>>>>>
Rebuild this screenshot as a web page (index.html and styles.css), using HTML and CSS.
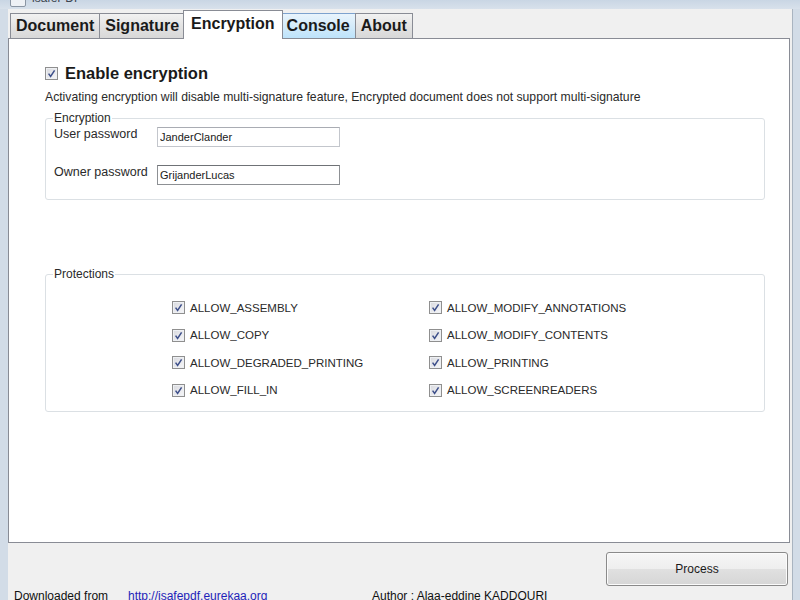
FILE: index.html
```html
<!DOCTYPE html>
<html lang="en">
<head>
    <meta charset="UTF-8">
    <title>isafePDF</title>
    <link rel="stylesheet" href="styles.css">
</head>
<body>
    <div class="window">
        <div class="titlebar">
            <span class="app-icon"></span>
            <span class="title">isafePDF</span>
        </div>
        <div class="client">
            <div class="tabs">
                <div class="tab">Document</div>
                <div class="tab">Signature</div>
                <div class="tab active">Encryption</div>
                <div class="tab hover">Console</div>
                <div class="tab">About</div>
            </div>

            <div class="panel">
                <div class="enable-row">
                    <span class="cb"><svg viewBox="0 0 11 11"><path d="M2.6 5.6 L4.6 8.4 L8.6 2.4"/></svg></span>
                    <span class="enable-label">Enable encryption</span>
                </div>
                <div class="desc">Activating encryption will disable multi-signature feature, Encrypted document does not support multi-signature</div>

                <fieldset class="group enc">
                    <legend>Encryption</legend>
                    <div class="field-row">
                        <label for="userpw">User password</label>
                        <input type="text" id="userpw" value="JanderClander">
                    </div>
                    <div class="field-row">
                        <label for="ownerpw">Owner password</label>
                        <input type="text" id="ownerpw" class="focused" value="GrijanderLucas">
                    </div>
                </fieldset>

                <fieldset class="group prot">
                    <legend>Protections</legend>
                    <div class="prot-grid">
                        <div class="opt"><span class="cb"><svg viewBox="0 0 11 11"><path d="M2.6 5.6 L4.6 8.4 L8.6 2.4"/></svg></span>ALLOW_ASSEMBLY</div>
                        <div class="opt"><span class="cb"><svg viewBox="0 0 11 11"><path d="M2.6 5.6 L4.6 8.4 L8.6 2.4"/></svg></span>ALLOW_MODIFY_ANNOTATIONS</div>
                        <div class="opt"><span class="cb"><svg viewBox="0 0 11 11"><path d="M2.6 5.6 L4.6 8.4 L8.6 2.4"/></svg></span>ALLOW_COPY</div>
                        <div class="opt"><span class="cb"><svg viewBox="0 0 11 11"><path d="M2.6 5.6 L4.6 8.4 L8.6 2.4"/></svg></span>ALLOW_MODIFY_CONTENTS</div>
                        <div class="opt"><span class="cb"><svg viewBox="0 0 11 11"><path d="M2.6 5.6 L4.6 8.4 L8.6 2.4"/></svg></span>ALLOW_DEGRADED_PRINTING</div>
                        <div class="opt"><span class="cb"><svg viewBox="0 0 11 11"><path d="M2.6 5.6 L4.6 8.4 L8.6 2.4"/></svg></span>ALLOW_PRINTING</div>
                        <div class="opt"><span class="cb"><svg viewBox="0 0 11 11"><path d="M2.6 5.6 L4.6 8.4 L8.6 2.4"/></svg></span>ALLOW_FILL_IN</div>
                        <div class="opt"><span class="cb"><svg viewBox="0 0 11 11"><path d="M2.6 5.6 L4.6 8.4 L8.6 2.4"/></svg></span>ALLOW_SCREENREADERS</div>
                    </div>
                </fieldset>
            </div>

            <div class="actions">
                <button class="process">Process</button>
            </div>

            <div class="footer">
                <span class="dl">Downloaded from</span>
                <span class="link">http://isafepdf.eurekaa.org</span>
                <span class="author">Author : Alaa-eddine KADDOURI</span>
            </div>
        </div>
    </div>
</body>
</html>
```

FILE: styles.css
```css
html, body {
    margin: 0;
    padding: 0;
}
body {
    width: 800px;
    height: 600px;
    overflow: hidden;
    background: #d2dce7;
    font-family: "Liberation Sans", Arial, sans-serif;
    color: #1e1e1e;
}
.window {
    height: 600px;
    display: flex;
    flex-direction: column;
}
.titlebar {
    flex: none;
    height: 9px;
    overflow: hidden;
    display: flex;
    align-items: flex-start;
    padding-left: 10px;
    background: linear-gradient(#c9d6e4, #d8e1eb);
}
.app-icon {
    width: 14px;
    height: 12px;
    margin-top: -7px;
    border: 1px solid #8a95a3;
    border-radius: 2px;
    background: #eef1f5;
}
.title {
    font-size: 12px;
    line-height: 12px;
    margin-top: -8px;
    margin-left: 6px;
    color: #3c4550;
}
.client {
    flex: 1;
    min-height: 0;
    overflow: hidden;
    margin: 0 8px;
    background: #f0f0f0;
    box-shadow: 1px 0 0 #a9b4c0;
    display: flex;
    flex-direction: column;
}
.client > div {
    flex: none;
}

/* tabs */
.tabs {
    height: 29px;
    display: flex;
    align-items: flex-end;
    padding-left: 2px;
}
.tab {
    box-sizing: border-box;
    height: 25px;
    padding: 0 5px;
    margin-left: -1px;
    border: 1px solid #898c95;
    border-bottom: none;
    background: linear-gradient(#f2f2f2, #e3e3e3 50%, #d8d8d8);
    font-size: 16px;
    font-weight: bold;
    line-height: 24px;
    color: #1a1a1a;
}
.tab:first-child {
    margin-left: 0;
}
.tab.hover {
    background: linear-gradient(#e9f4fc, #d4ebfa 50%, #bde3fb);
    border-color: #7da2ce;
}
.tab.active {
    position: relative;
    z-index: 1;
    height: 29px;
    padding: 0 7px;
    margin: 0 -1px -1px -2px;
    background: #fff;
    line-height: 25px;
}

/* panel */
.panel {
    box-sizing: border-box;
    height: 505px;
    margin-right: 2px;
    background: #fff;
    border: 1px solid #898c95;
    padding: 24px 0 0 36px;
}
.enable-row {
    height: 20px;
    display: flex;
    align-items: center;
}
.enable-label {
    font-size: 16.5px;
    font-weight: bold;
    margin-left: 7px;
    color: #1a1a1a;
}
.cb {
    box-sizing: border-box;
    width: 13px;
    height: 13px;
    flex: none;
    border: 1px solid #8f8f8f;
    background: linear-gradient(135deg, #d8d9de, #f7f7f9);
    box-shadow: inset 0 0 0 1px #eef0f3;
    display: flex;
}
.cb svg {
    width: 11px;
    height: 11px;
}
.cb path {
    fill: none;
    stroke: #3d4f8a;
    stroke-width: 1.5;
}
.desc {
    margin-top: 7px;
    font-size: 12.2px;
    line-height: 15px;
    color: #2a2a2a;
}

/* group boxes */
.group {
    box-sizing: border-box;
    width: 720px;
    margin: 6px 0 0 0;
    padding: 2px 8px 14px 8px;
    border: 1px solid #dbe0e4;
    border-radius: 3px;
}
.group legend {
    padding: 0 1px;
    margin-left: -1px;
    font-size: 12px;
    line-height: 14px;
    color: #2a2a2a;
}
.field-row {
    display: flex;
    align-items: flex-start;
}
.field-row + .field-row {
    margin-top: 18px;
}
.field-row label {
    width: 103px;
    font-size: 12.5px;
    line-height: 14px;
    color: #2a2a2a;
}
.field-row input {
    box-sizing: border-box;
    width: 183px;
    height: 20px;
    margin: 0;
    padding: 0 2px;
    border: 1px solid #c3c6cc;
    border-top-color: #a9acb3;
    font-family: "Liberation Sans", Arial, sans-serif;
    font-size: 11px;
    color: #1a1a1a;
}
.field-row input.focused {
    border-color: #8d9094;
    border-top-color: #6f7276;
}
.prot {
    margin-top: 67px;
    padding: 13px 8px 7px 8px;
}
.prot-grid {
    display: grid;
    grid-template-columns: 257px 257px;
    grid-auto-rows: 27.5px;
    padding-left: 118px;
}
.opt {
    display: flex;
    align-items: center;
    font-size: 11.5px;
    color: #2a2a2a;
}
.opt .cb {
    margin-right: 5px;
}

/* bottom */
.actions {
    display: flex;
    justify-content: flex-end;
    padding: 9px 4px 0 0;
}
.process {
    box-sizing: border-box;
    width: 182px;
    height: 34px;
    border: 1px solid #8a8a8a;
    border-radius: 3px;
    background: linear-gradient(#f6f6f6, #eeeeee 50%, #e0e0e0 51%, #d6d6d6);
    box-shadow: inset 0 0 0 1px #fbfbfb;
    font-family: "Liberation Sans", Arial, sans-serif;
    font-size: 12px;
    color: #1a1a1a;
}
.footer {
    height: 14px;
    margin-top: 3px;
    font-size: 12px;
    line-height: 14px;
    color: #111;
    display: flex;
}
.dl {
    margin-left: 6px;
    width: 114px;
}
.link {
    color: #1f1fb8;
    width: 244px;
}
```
<<<<<
● **OBJECTIVE**:
Scan the listing above and copy all lines containing the word "index".

● **IN RESPONSE**:
Rebuild this screenshot as a web page (index.html and styles.css), using HTML and CSS.
FILE: index.html
    z-index: 1;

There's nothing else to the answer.